İnsanı insan yapan ahlâkî değerlerdir. Bu yüzden inanç, iman, hak din, Allah ve ahiret inancı önemlidir. Bir insanın keyfine göre yaşayamayacağını, kafasına göre takılmaması gerektiğini, her insanın üzerinde diğer insanların da hakkı olduğunu, ölümden sonra hesap olduğunu, insanların en hayırlısının insanlığa faydalı olan olduğunu belirten İslâm dinine bu ve benzeri sebeplerden dolayı inanıyoruz. İslâm dini toplumsal düzenin kurulmasından, hak ve adalet dengesinin oluşmasından, huzur ve barışın tesis edilmesinden yanadır. Tebessümü sadaka olarak ifade eder. İyilik yapmanın ne kadar önemli olduğunu anlatır bizim inancımız. İnsanların kalbini kırmamanın, gönülleri fethetmenin öneminden dem vurur. Devletlerin yaşaması bile insanın yaşamasına bağlanır. Yetim hakkı yememenin gerekliliğinden, başkalarının hakkını gasp etmenin felaketinden, yalanın, iftiranın lanetinden bahsedilir bizde.
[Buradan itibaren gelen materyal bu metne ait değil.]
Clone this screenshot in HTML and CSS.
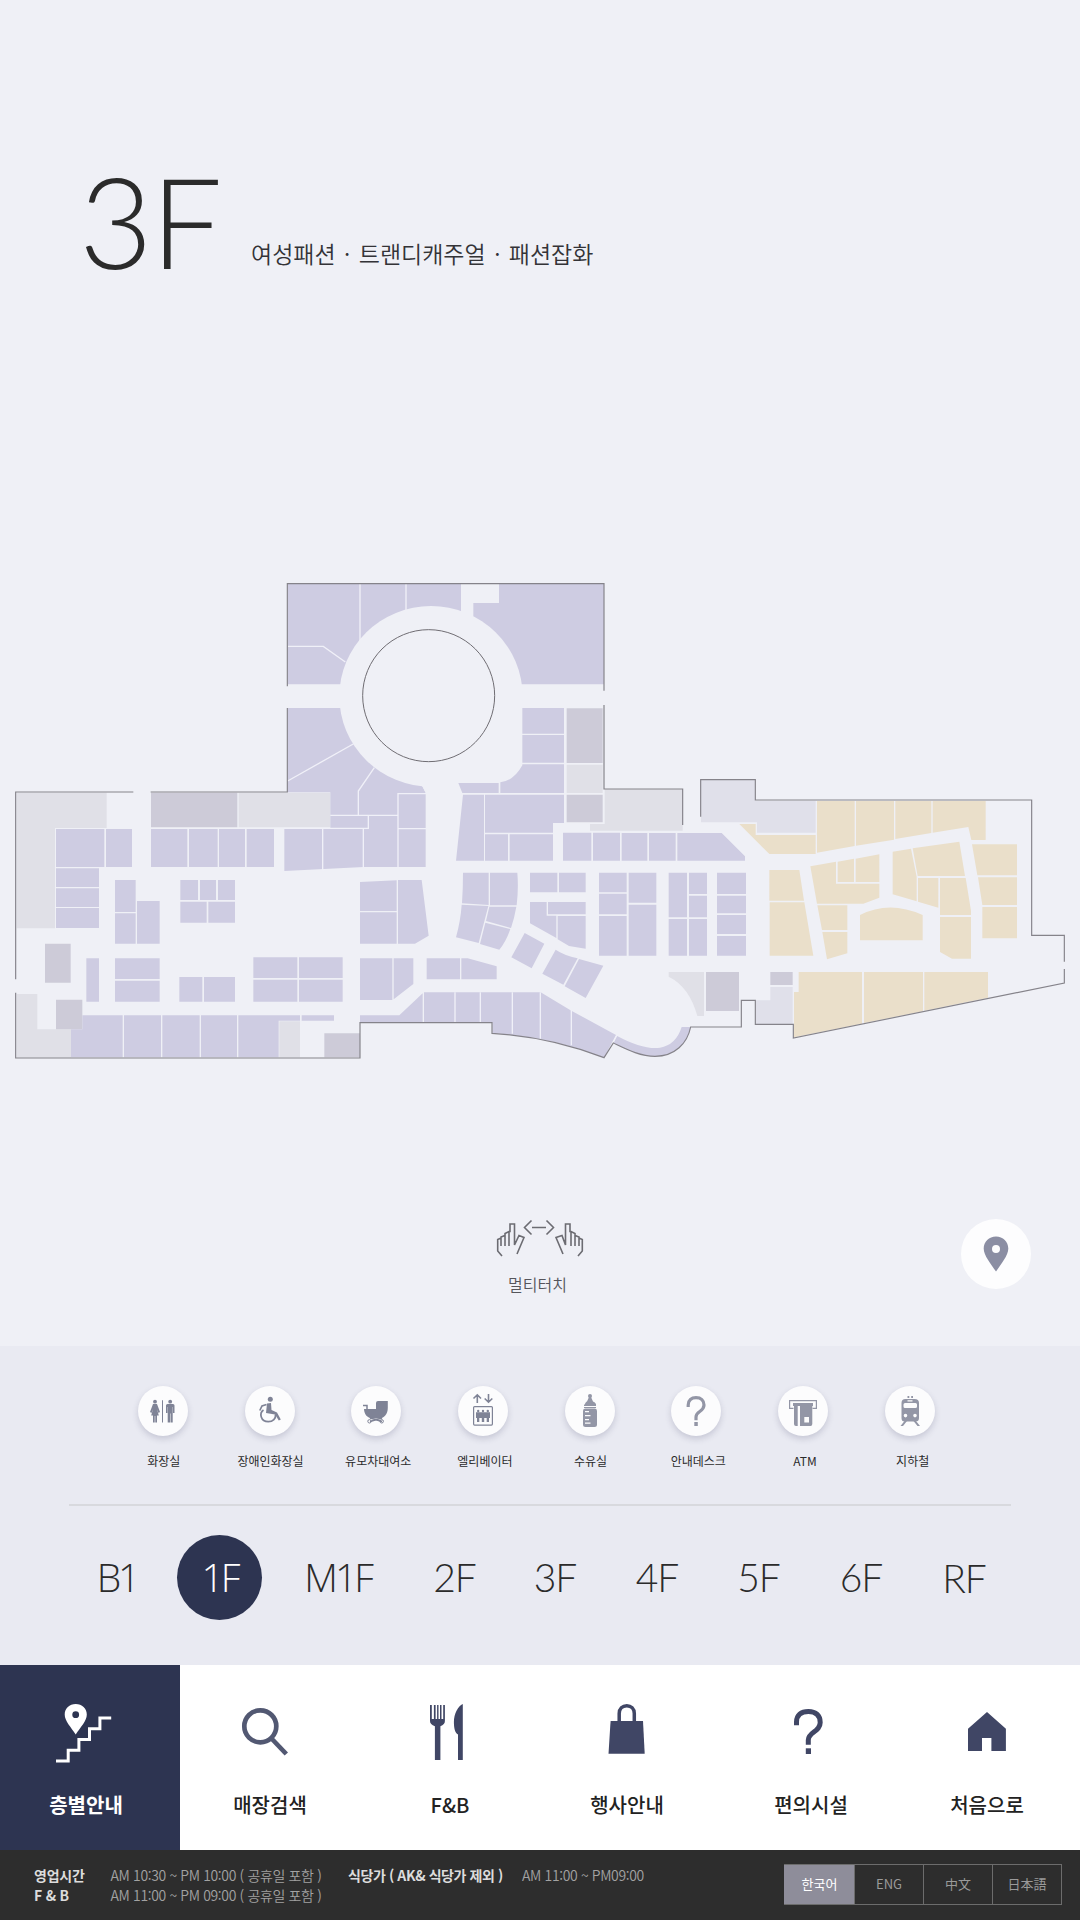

Yaşadığımız dönemdeki en karmaşık durumlardan biri dini anlamak ile din ile aldatmak arasındadır. Dini yaşamak ile dini kullanmak arasındadır. Din ile kurtarmak ile din ile sömürmek arasındadır. Dolayısıyla bir Müslümanın namaz kılması bireysel bir konu iken, yalan söylemesi, iftira atması, kötülük yapması, başkalarının hakkına girmesi toplumsal bir meseledir. Yani bir insanın Peygamberimizi (sav) anlatırken ya da O’nun adı anıldığında duygulanması bir şeydir ama aynı insanın komşuları ile iletişimi, akraba, eş ve dostlarına yaklaşımı, iyilik mi yoksa kötülük mü yaptığı, diğerlerinin hakkına girip girmediği, sadaka verip vermediği, insanlığa faydalı işlerle mi yoksa insanlığı yok eden işlerle mi uğraştığı her şeydir. Asıl olan, bir insanın toplumsal anlamdaki tutum ve davranışlarıdır. Asıl olan, helallik gerektiren hallerdeki tutumudur. Asıl olan, kendisinin dışındakileri ilgilendiren konulardaki yaklaşımlarıdır.
Bir insan abdest alıyor, namaz kılıyor, hacca gidiyor hatta gece teheccüt namazlarını kaçırmıyor olabilir. Bu bizi ilgilendirmez. Biz bir Müslümanın, Narin yavrumuzun ya da onun gibi evlatlarımızın canına hangi vicdan ile kıydığına bakarız. Biz bir Müslümanın, nasıl olup da yetim hakkı yiyebildiğine, haksızlık ettiğine, rüşvet aldığına, torpili normal gördüğüne bakarız. Biz bir Müslümanın, faizi nasıl meşru gördüğüne, milletin malına nasıl çöktüğüne, nasıl olup da haksız menfaat sağladığına, diğerlerine karşı kaba davranıp tepeden baktığına, kibir ve riyayı nasıl olup da huy edindiğine bakarız. Biz bir Müslümanın, kendi kardeşlerine sırt çevirmesine, zalime boyun eğmesine, batılı Hak görmesine, ahlâksızlığa karşı sus pus olmasına bakarız. Biz bir Müslümanın, üç kuruş dünyalık için ahiretini nasıl olup da satabildiğine, az bir menfaat için Hakk’ı haykırmaktan nasıl geri durabildiğine bakarız. Biz bir Müslümanın, yoksulu gözetmemesine, fakirin hakkını yemesine, servet biriktirme derdine düşüp garip gurabayı görmezden gelmesine bakarız.
Yobaz kim midir? Yobaz, bireysel ibadetler içerisinde dünyasını kaybetmiş, çevresine kör ve sağır hale gelmiş, zalimin aradığı sessizliğe bürünmüş, din ile geçinen, din ile aldatan, bu dünyayı tam bir aldanma ile geçiren kimsedir. Allah İslâm’ı, Müslümanları ve bütün insanlığı bunun gibi yobazların şerrinden korusun.